**PROBLEM STATEMENT:** Return only the lines from the start of the records through the line that contains "</TitleBar>", inclusive; leave out all pictures.
[BEGIN RECORDS SUPPLIED]
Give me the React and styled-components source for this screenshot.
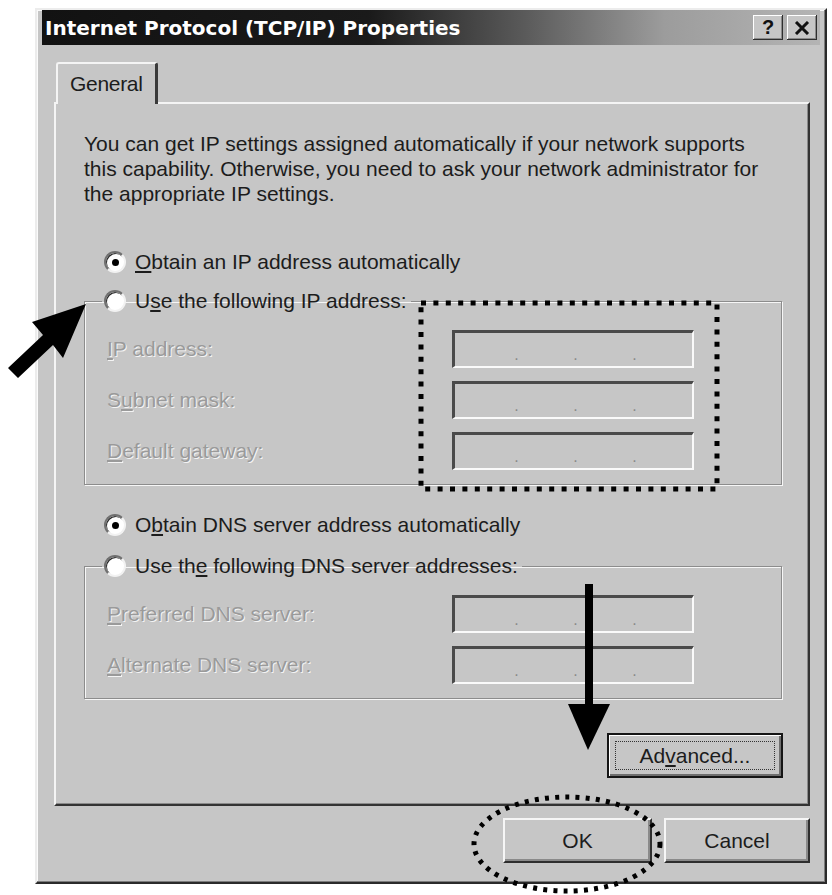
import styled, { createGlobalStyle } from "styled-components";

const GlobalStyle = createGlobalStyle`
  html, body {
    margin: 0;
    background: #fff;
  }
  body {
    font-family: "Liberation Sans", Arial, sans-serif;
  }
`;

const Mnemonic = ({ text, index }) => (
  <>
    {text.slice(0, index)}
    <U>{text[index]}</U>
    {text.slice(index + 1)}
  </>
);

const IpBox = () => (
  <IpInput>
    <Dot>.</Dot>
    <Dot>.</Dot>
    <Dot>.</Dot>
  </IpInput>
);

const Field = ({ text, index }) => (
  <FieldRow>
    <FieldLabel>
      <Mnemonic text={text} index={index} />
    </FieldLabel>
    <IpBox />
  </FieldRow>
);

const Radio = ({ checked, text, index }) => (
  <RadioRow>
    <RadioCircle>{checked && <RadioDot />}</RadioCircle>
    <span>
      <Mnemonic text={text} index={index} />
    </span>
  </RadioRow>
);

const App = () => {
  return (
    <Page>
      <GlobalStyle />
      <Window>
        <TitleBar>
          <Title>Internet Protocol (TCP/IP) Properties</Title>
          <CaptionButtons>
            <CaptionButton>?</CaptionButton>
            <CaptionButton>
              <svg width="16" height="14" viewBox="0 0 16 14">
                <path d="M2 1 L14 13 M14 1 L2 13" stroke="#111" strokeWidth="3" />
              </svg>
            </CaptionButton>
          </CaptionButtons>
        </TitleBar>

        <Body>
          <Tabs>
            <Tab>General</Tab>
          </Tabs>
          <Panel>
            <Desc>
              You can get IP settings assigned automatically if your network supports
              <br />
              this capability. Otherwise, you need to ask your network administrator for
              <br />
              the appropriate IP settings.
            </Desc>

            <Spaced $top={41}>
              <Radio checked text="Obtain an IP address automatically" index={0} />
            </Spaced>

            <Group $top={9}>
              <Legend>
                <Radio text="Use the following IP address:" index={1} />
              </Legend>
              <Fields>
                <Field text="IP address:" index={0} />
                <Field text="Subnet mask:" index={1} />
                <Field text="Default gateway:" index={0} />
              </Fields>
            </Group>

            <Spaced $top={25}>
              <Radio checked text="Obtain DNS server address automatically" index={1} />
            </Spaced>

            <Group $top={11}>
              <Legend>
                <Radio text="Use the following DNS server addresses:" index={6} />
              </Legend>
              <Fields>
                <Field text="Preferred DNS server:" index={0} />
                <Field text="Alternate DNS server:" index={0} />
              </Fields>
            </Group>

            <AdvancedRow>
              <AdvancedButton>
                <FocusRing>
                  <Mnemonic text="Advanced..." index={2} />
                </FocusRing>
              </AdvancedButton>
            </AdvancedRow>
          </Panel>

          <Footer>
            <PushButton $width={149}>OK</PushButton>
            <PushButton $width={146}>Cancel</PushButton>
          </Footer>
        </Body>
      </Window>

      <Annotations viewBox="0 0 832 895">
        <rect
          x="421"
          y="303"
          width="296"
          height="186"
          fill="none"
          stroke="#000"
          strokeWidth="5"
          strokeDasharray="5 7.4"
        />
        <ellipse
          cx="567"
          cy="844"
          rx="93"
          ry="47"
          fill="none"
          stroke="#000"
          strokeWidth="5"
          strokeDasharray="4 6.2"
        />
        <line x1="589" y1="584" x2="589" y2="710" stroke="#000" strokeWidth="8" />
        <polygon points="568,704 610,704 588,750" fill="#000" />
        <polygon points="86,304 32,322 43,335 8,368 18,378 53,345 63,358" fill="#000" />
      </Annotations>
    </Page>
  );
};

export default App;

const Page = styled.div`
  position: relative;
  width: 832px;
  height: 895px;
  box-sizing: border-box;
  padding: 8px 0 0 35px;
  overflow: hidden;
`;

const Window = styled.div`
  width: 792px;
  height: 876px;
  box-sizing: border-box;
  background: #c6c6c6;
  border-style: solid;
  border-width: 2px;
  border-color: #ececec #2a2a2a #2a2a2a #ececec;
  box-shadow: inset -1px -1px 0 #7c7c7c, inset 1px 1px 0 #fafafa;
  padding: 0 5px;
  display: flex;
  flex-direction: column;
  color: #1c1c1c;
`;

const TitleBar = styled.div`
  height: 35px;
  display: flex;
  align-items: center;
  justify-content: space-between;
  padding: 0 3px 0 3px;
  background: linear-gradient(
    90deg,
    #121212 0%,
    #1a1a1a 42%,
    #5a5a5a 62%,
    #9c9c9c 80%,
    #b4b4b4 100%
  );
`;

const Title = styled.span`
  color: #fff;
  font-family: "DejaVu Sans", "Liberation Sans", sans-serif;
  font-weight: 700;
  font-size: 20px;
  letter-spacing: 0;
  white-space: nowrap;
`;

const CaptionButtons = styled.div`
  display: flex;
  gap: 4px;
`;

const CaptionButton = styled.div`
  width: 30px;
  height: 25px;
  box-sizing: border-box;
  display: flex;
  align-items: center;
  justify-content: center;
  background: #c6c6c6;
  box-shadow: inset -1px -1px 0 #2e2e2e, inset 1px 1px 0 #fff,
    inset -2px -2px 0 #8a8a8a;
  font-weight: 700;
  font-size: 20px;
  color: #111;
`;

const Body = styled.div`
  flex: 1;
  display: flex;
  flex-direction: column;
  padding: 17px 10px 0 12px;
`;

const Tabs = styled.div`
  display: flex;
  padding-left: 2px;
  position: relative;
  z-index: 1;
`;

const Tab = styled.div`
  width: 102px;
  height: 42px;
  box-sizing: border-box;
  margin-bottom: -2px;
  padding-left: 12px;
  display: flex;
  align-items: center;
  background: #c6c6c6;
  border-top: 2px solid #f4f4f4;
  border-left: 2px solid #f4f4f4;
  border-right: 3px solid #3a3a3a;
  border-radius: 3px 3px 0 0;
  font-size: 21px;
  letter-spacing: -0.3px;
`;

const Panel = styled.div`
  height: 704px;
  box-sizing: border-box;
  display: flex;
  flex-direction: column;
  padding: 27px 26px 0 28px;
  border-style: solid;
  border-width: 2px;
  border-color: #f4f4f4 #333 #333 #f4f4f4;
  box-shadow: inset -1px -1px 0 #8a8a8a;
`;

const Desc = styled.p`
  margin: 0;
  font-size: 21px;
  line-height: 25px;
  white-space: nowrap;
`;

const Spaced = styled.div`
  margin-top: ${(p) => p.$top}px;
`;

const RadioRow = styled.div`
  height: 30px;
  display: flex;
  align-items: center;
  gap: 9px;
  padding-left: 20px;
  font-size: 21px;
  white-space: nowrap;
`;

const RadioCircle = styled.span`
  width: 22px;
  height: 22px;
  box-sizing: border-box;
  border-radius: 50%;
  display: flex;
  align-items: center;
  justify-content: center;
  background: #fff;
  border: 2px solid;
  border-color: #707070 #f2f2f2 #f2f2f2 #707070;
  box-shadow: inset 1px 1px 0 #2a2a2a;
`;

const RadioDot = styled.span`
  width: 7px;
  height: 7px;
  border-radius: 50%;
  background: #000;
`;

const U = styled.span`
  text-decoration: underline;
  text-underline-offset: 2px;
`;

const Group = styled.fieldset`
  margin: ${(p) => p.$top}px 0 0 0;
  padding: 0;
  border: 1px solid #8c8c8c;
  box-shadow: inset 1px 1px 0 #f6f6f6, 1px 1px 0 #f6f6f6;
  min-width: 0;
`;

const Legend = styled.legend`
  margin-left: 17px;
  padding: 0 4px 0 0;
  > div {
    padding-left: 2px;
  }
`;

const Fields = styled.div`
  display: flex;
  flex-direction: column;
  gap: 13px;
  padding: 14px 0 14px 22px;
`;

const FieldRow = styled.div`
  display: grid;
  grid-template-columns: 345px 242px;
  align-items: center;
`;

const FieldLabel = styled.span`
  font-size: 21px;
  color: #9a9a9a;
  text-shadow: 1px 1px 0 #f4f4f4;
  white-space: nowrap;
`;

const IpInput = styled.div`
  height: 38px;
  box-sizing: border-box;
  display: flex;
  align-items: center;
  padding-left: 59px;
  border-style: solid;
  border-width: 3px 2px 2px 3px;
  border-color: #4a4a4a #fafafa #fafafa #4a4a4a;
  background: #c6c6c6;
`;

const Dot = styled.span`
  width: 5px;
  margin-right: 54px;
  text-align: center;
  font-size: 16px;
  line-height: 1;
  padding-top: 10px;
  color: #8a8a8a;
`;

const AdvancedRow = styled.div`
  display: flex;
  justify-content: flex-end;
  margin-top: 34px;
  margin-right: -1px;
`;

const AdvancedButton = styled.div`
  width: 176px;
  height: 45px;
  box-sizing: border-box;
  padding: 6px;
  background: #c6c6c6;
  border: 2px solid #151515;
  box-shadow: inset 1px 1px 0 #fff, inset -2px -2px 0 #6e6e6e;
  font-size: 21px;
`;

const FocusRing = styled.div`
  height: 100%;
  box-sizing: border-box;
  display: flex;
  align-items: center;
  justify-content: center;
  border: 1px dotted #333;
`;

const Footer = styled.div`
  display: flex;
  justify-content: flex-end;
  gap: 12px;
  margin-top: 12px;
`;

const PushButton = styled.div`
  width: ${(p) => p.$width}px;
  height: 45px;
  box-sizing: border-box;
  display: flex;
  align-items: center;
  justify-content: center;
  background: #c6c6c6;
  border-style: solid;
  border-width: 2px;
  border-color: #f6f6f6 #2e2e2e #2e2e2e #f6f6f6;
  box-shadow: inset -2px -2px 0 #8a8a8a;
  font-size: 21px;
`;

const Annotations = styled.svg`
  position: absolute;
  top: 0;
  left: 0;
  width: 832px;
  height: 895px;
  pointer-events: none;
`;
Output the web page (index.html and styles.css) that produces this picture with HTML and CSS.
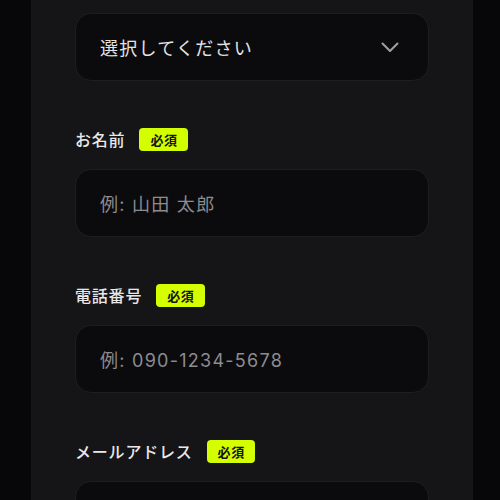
[END RECORDS SUPPLIED]
**ANSWER BELOW:**
Give me the React and styled-components source for this screenshot.
import styled, { createGlobalStyle } from "styled-components";

const GlobalStyle = createGlobalStyle`
  html, body {
    margin: 0;
    background: #fff;
  }
  body {
    font-family: "Liberation Sans", Arial, sans-serif;
  }
`;

const Mnemonic = ({ text, index }) => (
  <>
    {text.slice(0, index)}
    <U>{text[index]}</U>
    {text.slice(index + 1)}
  </>
);

const IpBox = () => (
  <IpInput>
    <Dot>.</Dot>
    <Dot>.</Dot>
    <Dot>.</Dot>
  </IpInput>
);

const Field = ({ text, index }) => (
  <FieldRow>
    <FieldLabel>
      <Mnemonic text={text} index={index} />
    </FieldLabel>
    <IpBox />
  </FieldRow>
);

const Radio = ({ checked, text, index }) => (
  <RadioRow>
    <RadioCircle>{checked && <RadioDot />}</RadioCircle>
    <span>
      <Mnemonic text={text} index={index} />
    </span>
  </RadioRow>
);

const App = () => {
  return (
    <Page>
      <GlobalStyle />
      <Window>
        <TitleBar>
          <Title>Internet Protocol (TCP/IP) Properties</Title>
          <CaptionButtons>
            <CaptionButton>?</CaptionButton>
            <CaptionButton>
              <svg width="16" height="14" viewBox="0 0 16 14">
                <path d="M2 1 L14 13 M14 1 L2 13" stroke="#111" strokeWidth="3" />
              </svg>
            </CaptionButton>
          </CaptionButtons>
        </TitleBar>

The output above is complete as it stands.